On the contrary, sputum cells obtained from COPD patients with airway eosinophilia overexpressed ST2 mRNA. ST2 is expressed by many types of cells that may be present in the airways, including eosinophils. The activation of eosinophils by IL-33 through ST2 leads to the production of superoxide and IL-8 and increases eosinophil survival [
25]. It is important to note that IL-33 activates eosinophils at least to the same degree as IL-5 [
25]. The significant correlations between IL-33 and ST2 and sputum eosinophil counts found in our study support the hypothesis that IL-33 may be involved in the development and maintenance of eosinophilic airway inflammation in non-atopic COPD subjects.

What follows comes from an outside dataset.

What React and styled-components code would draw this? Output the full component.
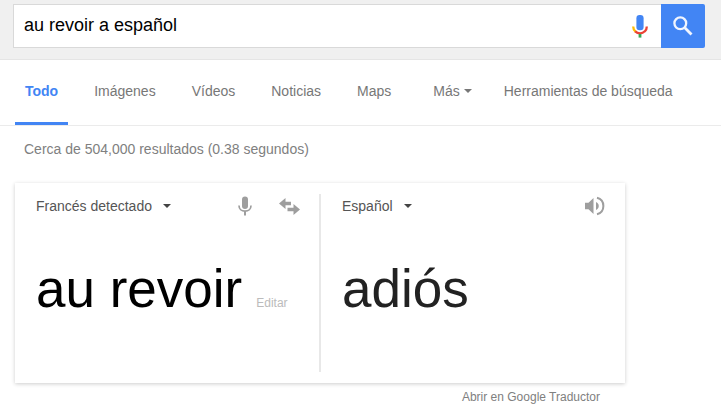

Finally, the HPC count as well as ST2 and intracellular IL-5 expression by these cells were measured in the patients with sputum eosinophilia and in those without. HPC are known to act as pro-inflammatory effector cells of allergic inflammation [
11]. HPC express ST2 and IL-33 as potent activators of HPC, leading to the release of a number of cytokines and chemokines, including IL-5. HPC can differentiate into mature eosinophils at the site of inflammation in a process called “
in situ eosinophilopoiesis”. IL-33 accelerates the maturation of HPC and modulates their migration into airways in allergic asthma [
26,
27].
Little is known of the role of HPC in COPD. Some studies have reported reduced numbers of circulating HPC in COPD [
28], while others report similar circulating and sputum HPC numbers between COPD and healthy non-atopic subjects [
29]. Our present findings do not suggest any differences in circulating HPC numbers between COPD patients with sputum eosinophilia and those without. However, a striking difference was observed in the number of sputum HPC between the two groups of COPD patients, with significantly elevated HPC numbers found in those with sputum eosinophils > 3%. This was accompanied by overexpression of intracellular IL-5 and ST2 by sputum HPC indicating increased activation of these cells in eosinophilic COPD, analogously to allergic asthma.
As IL-33 modulates the trafficking of HPC, it is possible that increased IL-33 levels may be at least partially responsible for the augmented influx of HPC into airways observed in COPD patients with eosinophilic inflammation. In addition, increased numbers of ST2 + IL-5 + HPC were seen in the sputum of patients with airway eosinophilia. This finding suggests that IL-33 activates HPC in eosinophilic COPD. Therefore, in those subjects, HPC may act as effector cells in an analogous way to allergic asthma, by fostering the development of a local IL-5 rich environment independent of the IgE pathway.
There are several limitations to our study. First, the IL-33 protein levels were low in a significant number of exhaled breath and sputum specimens. This could be due to the rapid neutralization of IL-33 following its release from activated cells. Measuring IL-33 protein content is challenging and previous studies give varying results for serum and sputum [
30,
31]. Nonetheless, our findings on ST2 expression confirm the IL-33 measurements and support the association between IL-33 and eosinophilic phenotype of COPD. The best way to determine IL-33 expression would be to measure it directly in the main source of the cytokine, i.e. the airway epithelium; however, studies comparing IL-33 expression in eosinophilic COPD involving invasive methods are warranted. In addition, the results may have been affected by the fact that our group of COPD subjects was older than those of the other two groups. However, as no correlation has been found between IL-33 and ST2 expression and the age of participant, it is unlikely that this may be the case.